AFFIRMED in part and REVERSED in part.
SEYMOUR, Circuit Judge, concurring.
I concur generally in the analyses and conclusions in the majority opinion with the exception of the majority's application of the clearly erroneous standard to the trial judge's interpretation of state law. For the reasons I previously set out in Carter v. City of Salina, 773 F.2d 251, 256 (10th Cir. 1985) (Seymour, J., concurring), I do not believe that this standard is the appropriate one for our review of the district court's conclusion that PSC owed the decedent the highest degree of care.
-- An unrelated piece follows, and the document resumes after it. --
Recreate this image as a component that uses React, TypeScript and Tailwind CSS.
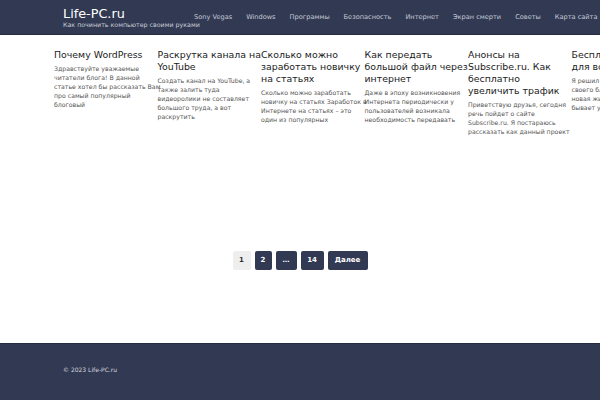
import React from "react";

const nav = ["Sony Vegas", "Windows", "Программы", "Безопасность", "Интернет", "Экран смерти", "Советы", "Карта сайта"];

// строки заголовков и анонсов разбиты как на скриншоте
const posts = [
  {
    title: ["Почему WordPress"],
    text: ["Здравствуйте уважаемые", "читатели блога! В данной", "статье хотел бы рассказать Вам", "про самый популярный", "блоговый"],
  },
  {
    title: ["Раскрутка канала на", "YouTube"],
    text: ["Создать канал на YouTube, а", "также залить туда", "видеоролики не составляет", "большого труда, а вот", "раскрутить"],
  },
  {
    title: ["Сколько можно", "заработать новичку", "на статьях"],
    text: ["Сколько можно заработать", "новичку на статьях Заработок в", "Интернете на статьях – это", "один из популярных"],
  },
  {
    title: ["Как передать", "большой файл через", "интернет"],
    text: ["Даже в эпоху возникновения", "Интернета периодически у", "пользователей возникала", "необходимость передавать"],
  },
  {
    title: ["Анонсы на", "Subscribe.ru. Как", "бесплатно", "увеличить трафик"],
    text: ["Приветствую друзья, сегодня", "речь пойдет о сайте", "Subscribe.ru. Я постараюсь", "рассказать как данный проект"],
  },
  {
    title: ["Бесплатный хостинг", "для всех"],
    text: ["Я решил рассказать", "своего блога, ведь", "новая жизнь сайта", "бывает у всех"],
  },
];

export default function App() {
  return (
    <div className="w-[600px] h-[400px] overflow-hidden bg-white flex flex-col font-['DejaVu_Sans',sans-serif]">
      {/* шапка */}
      <header className="h-[35px] shrink-0 bg-[#323a53] border-b border-[#262c40] flex items-center pl-[63px] overflow-hidden">
        <div className="flex flex-col w-[131px] shrink-0">
          <div className="text-[12.8px] leading-[15px] text-white">Life-PC.ru</div>
          <div className="text-[6.3px] leading-[8px] text-[#c9ccd6] whitespace-nowrap">Как починить компьютер своими руками</div>
        </div>
        <nav className="flex items-center gap-[14px] text-[6.6px] text-[#c4c8d4] whitespace-nowrap mt-[1px]">
          {nav.map((n) => (
            <span key={n}>{n}</span>
          ))}
        </nav>
      </header>

      {/* записи */}
      <main className="flex-1 flex flex-col">
        <div className="flex pl-[54px] pt-[14px]">
          {posts.map((p) => (
            <div key={p.title[0]} className="w-[103.5px] shrink-0 whitespace-nowrap">
              <h2 className="text-[9.4px] leading-[12px] text-[#222]">
                {p.title.map((l) => (
                  <div key={l}>{l}</div>
                ))}
              </h2>
              <p className="mt-[3px] text-[6.2px] leading-[9px] text-[#555]">
                {p.text.map((l) => (
                  <span key={l} className="block">{l}</span>
                ))}
              </p>
            </div>
          ))}
        </div>

        <div className="mt-auto mb-[73px] flex justify-center gap-[4px] text-[7px] font-bold">
          <span className="h-[19px] w-[18px] flex items-center justify-center rounded-[2px] bg-[#eeeeee] text-[#333]">1</span>
          <span className="h-[19px] w-[17px] flex items-center justify-center rounded-[2px] bg-[#323a53] text-white">2</span>
          <span className="h-[19px] w-[21px] flex items-center justify-center rounded-[2px] bg-[#323a53] text-white">…</span>
          <span className="h-[19px] w-[23px] flex items-center justify-center rounded-[2px] bg-[#323a53] text-white">14</span>
          <span className="h-[19px] w-[40px] flex items-center justify-center rounded-[2px] bg-[#323a53] text-white">Далее</span>
        </div>
      </main>

      {/* подвал */}
      <footer className="h-[57px] shrink-0 bg-[#323a53] border-t border-[#262c40] pl-[63px] pt-[21px]">
        <div className="text-[6px] leading-[10px] text-[#d4d7df]">© 2023 Life-PC.ru</div>
      </footer>
    </div>
  );
}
I nonetheless concur because the Colorado Supreme Court has made clear its intention that the highest degree of care be applied to inherently dangerous activities, including electricity. See Blueflame Gas, Inc. v. Van Hoose, 679 P.2d 579 (Colo.1984) (propane gas); Federal Insurance Co. v. Public Service Co., 194 Colo. 107, 570 P.2d 239 (1977) (electricity); Hook v. Lakeside Park Co., 142 Colo. 277, 351 P.2d 261 (1960) (amusement device). See also Pizza v. Wolf Creek Ski Development Corp., 711 P.2d 671, 683 (Colo.1985) (ski area operation held not inherently dangerous in contrast to above cases). In light of the cited cases, PSC's argument that the standard of care depends on the sophistication and knowledge of the particular victim is unpersuasive. I would hold, as a matter of law, that Colorado would apply the highest degree of care to this case.